You’d think this one is a no-brainer, but I’m often surprised by how many people struggle to comprehend it. There is nothing fair about life. We live in a broken world, poisoned by the Fall of Man and twisted by The Enemy in every conceivable way.
The good suffer.
The evil prosper.
Your sister gets a bigger scoop of ice cream than you.
Life is not fair.
Worse yet, our own definitions of fair are wildly broken. We generally think that “fair” means that we get all the good things we deserve and none of the bad. We want blessings and grace- not fairness.
Remember, you suck and are an idiot- do you really want what you deserve? Do you really want fairness? Unlikely.
So, rejoice that life isn’t fair, because you very likely have more blessings than you deserve and grace has been extended more often than you deserve.
Words have power- use them wisely.
Everyone knows the old platitude that “Sticks and stones may break my bones, but words can never hurt me.” Everyone also knows that’s a steaming pile of bovine excrement. Words have power.
When God wanted to change someone’s life, he first changed their name- Abram became Abraham, Sarai became Sarah, Saul became Paul, Simon became Peter.
God spoke the universe into existence.
We are not God, but we are created in His image, and he has given us the power of words.
Power Words
On the subject of words having power, in our household we don’t use the terms “swearing” or “cursing” or “cussing.” They’re power words. Every society sets aside a list of words that they give extra power. There’s nothing inherently wrong or evil about these words, but they are, in a sense consecrated. The F-bomb is still considered to be the Big Daddy of swear words in modern English, but it’s often so overused that it has no power.
We all know someone for whom conventional swear words have lost their power. For them “f–k” has the same power as “smurf” does to the little blue people. It’s adjective, noun, gerund, and filler-word all in one. They use it multiple times per sentence and it literally means nothing to them. It’s lots its power.
Where do these people go when they need a power word then? Ask Michael Richards.
When power words lose their power, we all lose something.
I’ve never punished my children for “cussing.” We simply have a discussion about whether or not that was an appropriate use of a Power Word. And, when I let one fly… everyone knows I mean business.
Speak Truth in Love
How often have you heard someone lash out with something mean-spirited or hurtful and when they’re called on it, they defend themselves with “Well, its’ true!!!”
Truth, in itself, isn’t always enough.
The guidelines I’ve given my children are as follows:
Is it True?
Is it Helpful”
Is it Appropriate to the situation?
If you can answer “yes” to all three of these, then let the hard truth fly! If not, keep your thoughts to yourself.
I’m 52 years old at the time of this writing, and I still struggle with the discipline of asking these three questions before I speak. Too often I let “Is it Funny?” be my guiding principle. Sometimes I’m an idiot.

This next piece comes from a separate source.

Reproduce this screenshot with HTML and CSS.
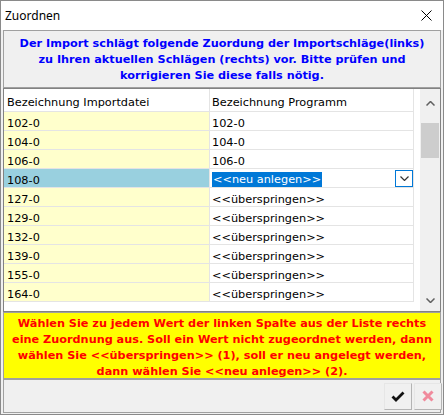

Do hard things because they are hard.
When President Kennedy addressed the nation about his goal to put a man on the moon before the end of the 1960s, he said, “We choose to go to the Moon in this decade and do the other things, not because they are easy, but because they are hard.”
There is value in doing hard things.
Entire generations have been crippled in the name of making things easy.
Life is hard. Don’t run from it. Don’t make it an excuse. Don’t fear it.
Persevere. You’ll be glad you did.
Instead of making a resolution each New Year, I pick a hard thing to be my goal for the year. Maybe I’ll learn to play a new instrument. Maybe I’ll educate myself in a new academic subject. Maybe I’ll learn a new language.
I intentionally pick things with a high likelihood of failure. I do hard things because they are hard, and I’m always better for it.
Failure is part of the success process
Too often we look at failure as if it were final. It rarely is. Thomas Edison once quipped, when asked about failing a thousand times to make a lightbulb, “I didn’t fail 1000 times. The lightbulb was an invention with 1000 steps.”
Failure is only final if you stop trying.
Ask questions.
Ignorance is simply not knowing a thing. Stupidity is holding onto ignorance.
It’s ok not to know something. There no shame in an honest question.
Just as we cannot succeed without first failing, we cannot learn unless we acknowledge our own ignorance. Freely admit your ignorance, while seeking to stamp it out as soon as possible.
We live in an amazing age where the sum of Human knowledge is at our fingertips. We can speak into the void (Ok Google; Hey, Siri; Alexa) and information is retrieved.
Ask questions.
Focus produces fruit
This one is pretty simple- what you pay attention to, grows.
Set goals, work toward them, revisit them often.
When you focus your time, energy, and attention, great things happen.
Look over your emotions, without overlooking them.
It’s important to be aware of what you’rer feeling, but it’s rarely a good idea to act on emotion alone.
Logic is a valuable guide, but without heart it can do more harm than good.
Develop the discipline of being in touch with what you feel, and how others may feel about a given course of action, but understand that it’s rarely best to be a slave to what you feel, even less so to what others feel.
The elevation of feelings above thought has led to the modern Cancel Culture, where the Offended is king.
Don’t overlook your emotions, but be able and willing to look over them when necessary.